Entries with page source code:
____________

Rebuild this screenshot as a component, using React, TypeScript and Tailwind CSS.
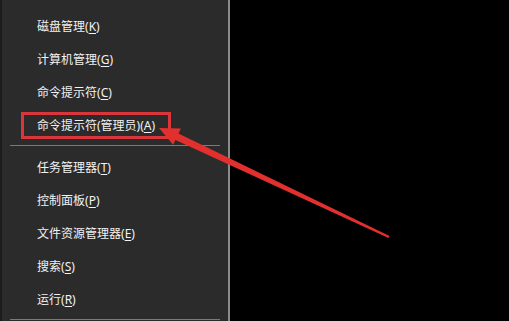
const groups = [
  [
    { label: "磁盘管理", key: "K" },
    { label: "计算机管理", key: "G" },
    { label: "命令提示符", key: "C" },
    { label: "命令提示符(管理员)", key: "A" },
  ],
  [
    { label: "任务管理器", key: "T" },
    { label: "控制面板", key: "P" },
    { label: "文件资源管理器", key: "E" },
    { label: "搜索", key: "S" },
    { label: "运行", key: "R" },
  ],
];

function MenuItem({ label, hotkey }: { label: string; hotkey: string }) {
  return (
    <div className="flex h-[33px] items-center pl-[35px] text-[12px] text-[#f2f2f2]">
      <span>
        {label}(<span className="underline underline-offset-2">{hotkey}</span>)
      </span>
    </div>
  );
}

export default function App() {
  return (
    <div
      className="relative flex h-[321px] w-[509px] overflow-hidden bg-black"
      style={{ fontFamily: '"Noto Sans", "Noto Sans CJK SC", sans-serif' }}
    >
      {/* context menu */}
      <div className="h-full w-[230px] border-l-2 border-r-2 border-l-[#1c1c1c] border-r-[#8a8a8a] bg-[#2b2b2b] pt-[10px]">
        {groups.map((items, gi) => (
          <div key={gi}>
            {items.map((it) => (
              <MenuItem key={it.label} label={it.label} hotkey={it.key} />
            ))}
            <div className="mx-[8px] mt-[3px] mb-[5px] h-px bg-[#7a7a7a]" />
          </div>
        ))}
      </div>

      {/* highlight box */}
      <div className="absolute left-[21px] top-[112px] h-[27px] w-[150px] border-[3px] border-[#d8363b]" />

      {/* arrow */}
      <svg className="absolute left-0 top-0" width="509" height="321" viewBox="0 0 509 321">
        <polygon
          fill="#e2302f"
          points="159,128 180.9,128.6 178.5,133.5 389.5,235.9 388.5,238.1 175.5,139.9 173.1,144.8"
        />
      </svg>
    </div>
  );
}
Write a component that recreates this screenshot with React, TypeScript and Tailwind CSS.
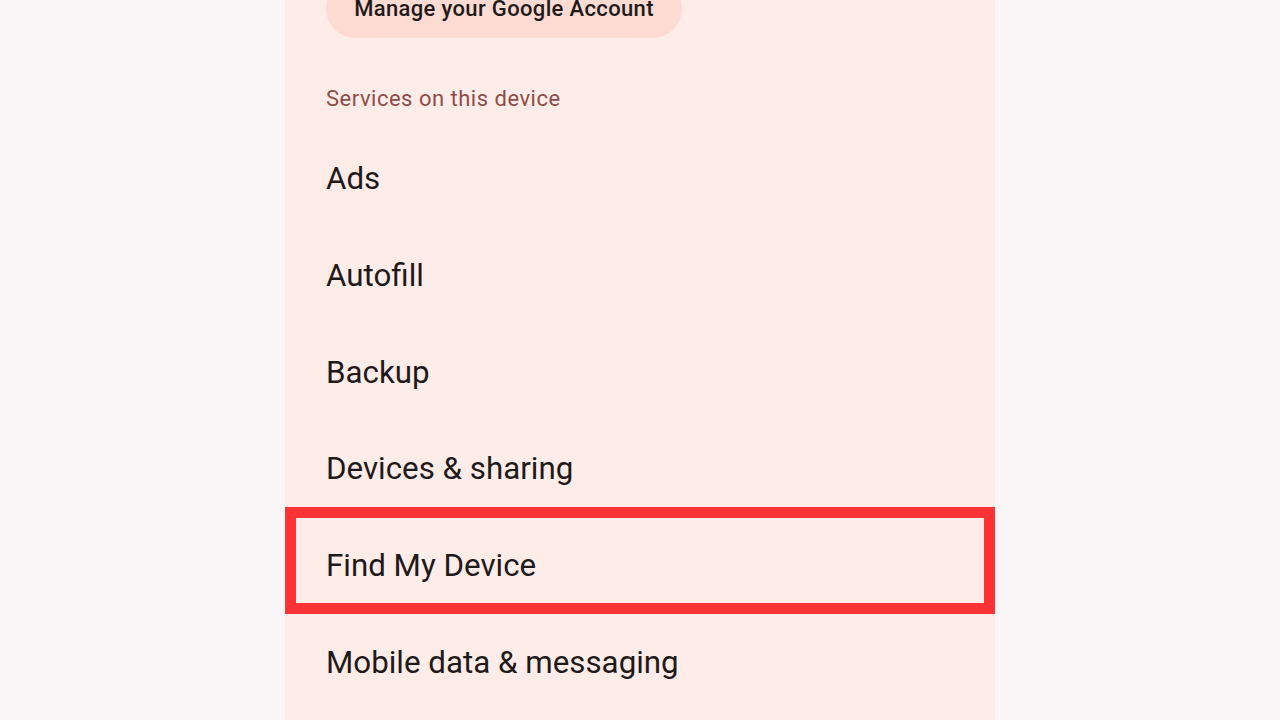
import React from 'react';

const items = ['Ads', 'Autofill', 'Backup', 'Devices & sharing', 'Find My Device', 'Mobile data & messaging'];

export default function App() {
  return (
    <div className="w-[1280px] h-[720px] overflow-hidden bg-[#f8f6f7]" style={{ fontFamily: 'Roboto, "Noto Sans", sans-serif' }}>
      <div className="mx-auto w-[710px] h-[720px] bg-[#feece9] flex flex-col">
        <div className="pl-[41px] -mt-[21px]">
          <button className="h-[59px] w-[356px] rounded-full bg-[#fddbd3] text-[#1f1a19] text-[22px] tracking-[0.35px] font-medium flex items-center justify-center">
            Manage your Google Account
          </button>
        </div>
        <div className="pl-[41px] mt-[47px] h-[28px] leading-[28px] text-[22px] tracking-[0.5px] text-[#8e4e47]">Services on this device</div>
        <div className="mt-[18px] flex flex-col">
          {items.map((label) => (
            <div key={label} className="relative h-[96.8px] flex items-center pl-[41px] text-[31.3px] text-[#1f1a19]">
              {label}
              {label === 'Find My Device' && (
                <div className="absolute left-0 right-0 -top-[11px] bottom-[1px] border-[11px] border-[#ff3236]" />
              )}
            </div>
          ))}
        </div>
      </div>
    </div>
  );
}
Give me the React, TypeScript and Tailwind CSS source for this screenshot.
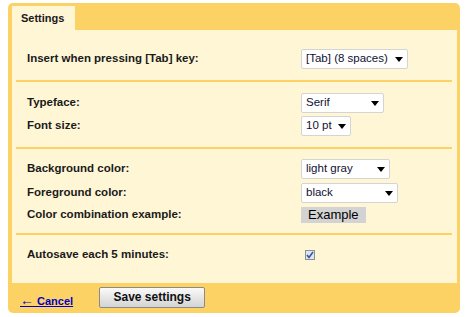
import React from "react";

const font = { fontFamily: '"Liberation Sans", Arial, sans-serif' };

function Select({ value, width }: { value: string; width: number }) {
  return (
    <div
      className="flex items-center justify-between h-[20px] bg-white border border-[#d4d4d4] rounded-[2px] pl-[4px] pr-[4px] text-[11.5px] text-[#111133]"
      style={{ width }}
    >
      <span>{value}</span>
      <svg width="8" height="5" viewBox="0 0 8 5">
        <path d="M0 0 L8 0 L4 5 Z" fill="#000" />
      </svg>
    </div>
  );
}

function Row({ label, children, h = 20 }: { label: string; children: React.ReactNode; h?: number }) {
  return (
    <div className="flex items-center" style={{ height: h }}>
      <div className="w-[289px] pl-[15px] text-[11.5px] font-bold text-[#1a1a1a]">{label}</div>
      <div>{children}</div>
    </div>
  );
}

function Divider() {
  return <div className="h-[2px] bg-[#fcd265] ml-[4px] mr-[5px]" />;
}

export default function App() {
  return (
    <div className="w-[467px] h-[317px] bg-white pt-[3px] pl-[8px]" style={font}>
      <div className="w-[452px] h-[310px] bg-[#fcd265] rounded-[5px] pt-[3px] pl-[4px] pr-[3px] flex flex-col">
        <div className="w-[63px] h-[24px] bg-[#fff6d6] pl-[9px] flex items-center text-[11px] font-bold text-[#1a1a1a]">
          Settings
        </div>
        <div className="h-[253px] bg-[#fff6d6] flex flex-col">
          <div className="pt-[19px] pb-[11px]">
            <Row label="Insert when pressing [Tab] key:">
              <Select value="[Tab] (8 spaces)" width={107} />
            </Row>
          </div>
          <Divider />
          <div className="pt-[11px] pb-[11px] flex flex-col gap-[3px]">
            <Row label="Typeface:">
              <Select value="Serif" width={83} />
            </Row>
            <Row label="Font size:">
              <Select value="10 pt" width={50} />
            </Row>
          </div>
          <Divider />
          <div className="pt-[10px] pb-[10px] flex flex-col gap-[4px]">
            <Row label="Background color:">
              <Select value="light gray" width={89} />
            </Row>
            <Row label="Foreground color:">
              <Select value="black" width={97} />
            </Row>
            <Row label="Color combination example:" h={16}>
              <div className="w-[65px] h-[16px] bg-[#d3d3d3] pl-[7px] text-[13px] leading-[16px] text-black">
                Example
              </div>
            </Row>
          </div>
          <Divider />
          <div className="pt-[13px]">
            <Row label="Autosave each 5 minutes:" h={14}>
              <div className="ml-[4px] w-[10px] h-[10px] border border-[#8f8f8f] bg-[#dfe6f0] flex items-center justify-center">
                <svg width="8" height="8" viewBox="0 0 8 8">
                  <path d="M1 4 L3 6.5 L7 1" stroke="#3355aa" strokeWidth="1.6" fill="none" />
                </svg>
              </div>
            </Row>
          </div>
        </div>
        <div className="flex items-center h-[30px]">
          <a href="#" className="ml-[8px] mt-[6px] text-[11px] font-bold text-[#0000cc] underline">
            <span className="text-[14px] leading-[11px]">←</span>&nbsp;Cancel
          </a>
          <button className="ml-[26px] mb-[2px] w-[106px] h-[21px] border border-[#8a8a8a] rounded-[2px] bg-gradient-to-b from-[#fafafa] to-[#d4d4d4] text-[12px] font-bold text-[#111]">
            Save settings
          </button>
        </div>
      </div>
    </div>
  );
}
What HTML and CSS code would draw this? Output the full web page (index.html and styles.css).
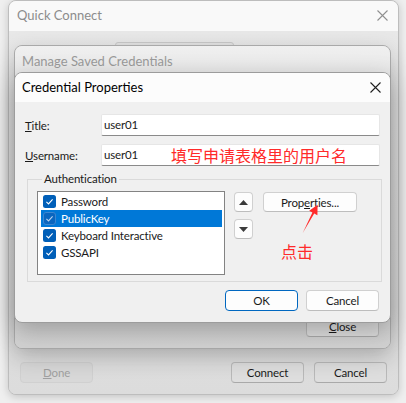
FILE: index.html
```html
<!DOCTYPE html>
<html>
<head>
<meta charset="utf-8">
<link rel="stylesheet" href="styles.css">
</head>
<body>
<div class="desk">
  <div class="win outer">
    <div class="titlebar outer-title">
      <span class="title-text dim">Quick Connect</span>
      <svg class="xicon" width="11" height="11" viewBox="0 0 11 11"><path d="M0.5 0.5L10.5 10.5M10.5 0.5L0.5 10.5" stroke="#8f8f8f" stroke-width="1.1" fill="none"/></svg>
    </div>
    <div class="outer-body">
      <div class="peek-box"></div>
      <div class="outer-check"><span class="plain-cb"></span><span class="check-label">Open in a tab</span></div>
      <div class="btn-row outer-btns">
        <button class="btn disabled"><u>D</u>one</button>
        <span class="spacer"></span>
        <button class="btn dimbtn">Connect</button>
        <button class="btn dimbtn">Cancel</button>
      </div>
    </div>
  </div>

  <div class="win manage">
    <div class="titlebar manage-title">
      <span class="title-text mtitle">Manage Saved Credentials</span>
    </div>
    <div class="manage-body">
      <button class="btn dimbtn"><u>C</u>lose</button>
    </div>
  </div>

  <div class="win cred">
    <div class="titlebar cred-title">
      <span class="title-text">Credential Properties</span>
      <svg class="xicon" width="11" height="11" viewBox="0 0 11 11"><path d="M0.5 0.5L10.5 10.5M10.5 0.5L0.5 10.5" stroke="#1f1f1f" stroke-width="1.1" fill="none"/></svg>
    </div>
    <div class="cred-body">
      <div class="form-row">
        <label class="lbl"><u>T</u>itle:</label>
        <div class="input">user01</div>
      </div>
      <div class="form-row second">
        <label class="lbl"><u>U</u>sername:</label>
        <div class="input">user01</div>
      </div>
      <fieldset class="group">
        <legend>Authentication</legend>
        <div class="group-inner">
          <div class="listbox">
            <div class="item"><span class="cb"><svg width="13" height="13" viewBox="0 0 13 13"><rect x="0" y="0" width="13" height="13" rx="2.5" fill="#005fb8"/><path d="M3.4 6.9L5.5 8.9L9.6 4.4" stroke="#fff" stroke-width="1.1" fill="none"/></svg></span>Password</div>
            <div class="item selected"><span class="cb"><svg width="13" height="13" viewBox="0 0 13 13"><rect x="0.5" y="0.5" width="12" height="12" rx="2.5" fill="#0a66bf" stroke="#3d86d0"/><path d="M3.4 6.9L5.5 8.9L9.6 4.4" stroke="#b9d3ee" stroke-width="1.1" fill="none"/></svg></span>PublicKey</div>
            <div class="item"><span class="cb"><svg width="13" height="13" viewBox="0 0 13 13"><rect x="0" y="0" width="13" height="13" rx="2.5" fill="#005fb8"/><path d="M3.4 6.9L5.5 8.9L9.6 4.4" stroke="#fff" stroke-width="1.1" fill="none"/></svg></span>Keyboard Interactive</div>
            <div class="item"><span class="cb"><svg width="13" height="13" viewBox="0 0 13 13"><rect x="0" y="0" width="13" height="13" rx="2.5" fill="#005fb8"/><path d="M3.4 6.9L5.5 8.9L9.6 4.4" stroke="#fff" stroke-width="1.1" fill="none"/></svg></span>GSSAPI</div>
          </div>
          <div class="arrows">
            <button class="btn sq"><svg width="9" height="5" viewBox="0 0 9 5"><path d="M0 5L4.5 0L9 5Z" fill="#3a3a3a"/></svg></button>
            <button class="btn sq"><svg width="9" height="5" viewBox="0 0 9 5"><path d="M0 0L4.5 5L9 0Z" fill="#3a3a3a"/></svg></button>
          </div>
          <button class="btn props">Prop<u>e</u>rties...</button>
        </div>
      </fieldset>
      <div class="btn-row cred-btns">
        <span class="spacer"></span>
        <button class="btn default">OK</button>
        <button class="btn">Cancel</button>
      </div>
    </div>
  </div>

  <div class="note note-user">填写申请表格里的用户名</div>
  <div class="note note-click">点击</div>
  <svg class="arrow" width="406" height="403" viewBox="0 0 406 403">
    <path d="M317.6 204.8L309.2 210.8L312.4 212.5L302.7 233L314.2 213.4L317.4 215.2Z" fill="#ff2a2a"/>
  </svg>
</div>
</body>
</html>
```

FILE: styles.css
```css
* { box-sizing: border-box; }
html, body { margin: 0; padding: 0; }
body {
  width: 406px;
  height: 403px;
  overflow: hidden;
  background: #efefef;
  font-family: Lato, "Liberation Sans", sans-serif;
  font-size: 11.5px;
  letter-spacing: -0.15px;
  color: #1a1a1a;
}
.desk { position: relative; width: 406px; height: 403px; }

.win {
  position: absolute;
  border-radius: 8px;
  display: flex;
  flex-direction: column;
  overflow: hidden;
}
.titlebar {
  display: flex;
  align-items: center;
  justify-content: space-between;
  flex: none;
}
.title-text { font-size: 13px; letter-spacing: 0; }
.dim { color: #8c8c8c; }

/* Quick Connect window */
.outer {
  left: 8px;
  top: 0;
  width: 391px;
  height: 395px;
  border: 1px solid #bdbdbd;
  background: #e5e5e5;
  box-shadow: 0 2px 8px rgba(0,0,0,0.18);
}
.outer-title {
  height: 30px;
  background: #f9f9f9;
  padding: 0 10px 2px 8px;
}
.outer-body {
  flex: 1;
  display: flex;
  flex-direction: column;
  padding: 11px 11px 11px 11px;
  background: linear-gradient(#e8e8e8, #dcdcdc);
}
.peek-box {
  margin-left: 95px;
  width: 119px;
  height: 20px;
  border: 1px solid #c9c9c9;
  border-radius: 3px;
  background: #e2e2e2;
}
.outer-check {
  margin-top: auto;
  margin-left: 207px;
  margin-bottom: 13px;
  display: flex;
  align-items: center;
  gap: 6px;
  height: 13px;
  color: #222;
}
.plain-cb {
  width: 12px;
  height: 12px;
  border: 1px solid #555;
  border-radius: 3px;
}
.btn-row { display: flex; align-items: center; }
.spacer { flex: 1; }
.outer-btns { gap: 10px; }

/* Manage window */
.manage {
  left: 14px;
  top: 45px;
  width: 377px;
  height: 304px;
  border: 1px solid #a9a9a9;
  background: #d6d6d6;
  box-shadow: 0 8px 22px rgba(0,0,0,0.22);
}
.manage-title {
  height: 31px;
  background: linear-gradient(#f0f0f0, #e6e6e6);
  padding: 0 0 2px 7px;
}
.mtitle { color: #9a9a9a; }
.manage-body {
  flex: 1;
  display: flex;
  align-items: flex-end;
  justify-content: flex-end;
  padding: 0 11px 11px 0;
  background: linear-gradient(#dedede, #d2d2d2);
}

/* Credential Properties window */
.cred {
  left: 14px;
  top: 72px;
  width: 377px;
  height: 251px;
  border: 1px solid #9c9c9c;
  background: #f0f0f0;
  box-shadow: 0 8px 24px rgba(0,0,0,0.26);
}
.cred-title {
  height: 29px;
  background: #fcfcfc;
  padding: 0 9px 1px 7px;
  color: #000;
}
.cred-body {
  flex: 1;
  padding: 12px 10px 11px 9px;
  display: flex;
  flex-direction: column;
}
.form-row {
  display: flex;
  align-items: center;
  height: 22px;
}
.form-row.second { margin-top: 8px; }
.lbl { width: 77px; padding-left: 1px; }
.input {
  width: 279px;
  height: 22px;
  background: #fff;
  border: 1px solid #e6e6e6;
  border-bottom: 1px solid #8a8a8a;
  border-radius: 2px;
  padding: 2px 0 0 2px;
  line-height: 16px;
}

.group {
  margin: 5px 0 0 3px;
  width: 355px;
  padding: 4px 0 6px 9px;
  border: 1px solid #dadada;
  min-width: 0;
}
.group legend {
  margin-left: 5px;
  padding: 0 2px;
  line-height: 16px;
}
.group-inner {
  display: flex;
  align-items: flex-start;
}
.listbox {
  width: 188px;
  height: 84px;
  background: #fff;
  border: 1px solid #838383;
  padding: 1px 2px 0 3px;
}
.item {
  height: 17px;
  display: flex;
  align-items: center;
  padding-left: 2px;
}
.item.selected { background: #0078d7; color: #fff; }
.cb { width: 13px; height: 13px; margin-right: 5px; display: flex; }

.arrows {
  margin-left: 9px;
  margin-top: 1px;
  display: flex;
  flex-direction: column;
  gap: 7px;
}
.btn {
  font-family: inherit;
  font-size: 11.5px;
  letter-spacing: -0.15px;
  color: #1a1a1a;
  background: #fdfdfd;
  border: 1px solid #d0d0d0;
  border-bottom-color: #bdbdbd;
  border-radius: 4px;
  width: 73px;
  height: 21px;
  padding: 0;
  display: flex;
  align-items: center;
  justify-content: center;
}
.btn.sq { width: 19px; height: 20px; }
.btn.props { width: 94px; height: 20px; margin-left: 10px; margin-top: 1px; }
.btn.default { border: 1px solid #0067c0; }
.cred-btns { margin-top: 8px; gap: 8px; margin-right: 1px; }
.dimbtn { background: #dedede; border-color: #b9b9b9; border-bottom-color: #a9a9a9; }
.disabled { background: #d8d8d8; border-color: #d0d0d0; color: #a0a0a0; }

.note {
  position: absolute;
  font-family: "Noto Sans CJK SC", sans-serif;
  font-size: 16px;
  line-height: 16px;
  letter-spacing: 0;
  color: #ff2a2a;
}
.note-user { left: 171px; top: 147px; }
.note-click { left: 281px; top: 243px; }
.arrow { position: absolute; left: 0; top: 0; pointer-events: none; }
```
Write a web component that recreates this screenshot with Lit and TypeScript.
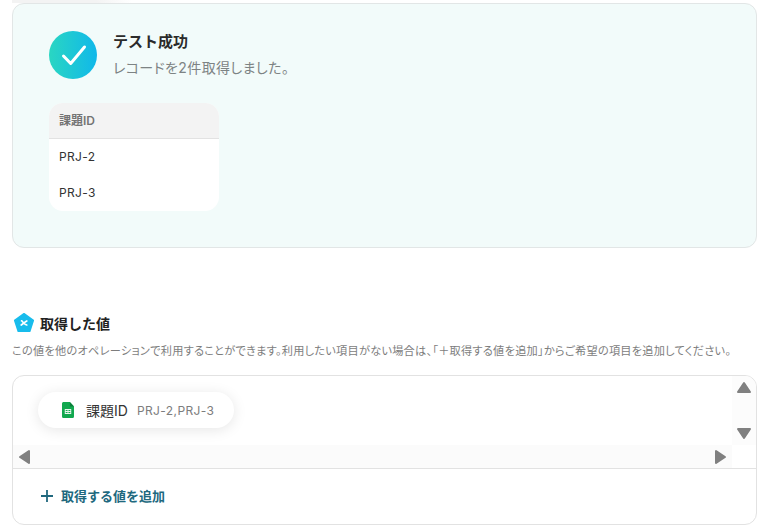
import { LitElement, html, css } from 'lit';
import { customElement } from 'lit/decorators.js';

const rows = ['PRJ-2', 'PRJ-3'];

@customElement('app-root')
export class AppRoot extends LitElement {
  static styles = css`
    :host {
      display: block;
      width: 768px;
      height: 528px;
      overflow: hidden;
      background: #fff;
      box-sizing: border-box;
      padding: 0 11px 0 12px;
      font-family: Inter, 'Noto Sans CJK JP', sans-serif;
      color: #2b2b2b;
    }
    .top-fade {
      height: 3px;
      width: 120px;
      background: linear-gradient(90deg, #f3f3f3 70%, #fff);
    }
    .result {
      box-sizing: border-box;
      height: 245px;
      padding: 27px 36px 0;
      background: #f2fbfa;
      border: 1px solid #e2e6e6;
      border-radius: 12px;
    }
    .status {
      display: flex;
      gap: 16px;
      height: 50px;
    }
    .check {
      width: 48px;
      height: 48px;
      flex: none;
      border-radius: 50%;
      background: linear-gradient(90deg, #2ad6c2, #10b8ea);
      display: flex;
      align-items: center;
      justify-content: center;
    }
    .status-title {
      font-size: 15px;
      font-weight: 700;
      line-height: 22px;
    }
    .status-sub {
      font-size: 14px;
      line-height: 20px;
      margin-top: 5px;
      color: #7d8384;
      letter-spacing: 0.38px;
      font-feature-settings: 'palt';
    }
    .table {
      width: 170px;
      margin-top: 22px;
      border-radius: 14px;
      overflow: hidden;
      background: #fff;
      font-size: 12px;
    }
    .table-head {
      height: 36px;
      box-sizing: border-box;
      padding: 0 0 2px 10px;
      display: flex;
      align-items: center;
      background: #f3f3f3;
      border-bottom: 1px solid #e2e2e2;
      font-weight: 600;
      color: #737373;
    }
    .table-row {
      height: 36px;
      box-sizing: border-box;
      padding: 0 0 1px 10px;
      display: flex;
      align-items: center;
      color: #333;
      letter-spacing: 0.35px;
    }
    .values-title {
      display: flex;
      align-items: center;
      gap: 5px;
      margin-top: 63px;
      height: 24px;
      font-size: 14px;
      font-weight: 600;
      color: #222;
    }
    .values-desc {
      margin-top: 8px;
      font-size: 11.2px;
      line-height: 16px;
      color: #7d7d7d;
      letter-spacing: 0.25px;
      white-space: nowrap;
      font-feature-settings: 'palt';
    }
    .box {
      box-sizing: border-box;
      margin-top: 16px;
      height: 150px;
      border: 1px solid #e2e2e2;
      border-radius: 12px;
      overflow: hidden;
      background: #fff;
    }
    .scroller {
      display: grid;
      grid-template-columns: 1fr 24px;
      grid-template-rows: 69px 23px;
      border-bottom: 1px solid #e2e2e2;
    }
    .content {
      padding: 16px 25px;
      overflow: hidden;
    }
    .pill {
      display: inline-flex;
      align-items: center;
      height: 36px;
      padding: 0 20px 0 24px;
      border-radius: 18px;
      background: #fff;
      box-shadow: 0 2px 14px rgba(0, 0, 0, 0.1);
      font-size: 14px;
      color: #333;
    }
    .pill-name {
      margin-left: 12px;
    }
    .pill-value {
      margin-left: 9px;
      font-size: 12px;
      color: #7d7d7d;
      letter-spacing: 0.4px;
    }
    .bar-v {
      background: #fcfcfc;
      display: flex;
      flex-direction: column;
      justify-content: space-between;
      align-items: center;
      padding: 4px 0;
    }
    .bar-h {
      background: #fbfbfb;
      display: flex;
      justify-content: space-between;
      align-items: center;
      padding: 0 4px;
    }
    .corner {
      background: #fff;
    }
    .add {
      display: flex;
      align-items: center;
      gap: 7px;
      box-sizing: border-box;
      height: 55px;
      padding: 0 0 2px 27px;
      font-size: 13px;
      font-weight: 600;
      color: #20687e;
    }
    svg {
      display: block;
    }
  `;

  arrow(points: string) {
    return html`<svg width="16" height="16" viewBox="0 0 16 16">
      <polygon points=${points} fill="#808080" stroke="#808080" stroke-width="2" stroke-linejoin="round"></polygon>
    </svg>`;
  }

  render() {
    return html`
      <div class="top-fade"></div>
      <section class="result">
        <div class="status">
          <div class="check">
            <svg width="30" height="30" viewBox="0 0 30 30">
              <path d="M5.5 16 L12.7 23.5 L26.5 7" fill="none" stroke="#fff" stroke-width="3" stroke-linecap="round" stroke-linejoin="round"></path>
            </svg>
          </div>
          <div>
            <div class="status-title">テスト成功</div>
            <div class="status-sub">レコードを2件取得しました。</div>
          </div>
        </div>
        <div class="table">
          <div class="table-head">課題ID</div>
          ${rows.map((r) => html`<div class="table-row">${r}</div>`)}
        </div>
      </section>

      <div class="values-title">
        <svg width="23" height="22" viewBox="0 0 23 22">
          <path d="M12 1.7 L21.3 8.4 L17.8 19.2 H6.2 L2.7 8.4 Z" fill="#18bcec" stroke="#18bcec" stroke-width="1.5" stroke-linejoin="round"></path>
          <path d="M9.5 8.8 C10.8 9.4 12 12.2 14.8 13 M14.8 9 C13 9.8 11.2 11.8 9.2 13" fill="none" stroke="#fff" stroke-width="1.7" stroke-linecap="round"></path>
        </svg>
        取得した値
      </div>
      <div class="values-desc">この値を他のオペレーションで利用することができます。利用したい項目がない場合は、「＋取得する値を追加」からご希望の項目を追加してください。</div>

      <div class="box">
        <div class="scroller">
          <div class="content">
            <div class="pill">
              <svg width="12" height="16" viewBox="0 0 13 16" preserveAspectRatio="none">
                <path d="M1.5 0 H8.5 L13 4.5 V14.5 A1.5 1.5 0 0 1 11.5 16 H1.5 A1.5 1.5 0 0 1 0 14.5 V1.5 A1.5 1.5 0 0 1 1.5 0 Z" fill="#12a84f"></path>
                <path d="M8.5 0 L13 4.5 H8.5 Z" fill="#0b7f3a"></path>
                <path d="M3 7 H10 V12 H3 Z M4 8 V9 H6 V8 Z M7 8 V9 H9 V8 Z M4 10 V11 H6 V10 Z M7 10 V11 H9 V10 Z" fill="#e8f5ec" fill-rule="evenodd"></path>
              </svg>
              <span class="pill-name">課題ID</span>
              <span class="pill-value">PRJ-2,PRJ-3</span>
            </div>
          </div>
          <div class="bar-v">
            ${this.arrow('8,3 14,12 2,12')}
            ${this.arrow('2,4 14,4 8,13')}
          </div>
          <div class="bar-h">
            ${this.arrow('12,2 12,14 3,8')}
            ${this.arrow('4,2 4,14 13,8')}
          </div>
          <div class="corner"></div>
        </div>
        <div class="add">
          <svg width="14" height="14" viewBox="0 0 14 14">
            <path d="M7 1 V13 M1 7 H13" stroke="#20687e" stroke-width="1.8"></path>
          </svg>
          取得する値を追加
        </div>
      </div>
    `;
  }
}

____________

Aim of the exercise | Sift the material for lines with the string "styles". Copy each one found.

Response to this task |
What HTML and CSS code would draw this? Output the full web page (index.html and styles.css).
<link rel="stylesheet" href="styles.css">
FILE: styles.css
  static styles = css`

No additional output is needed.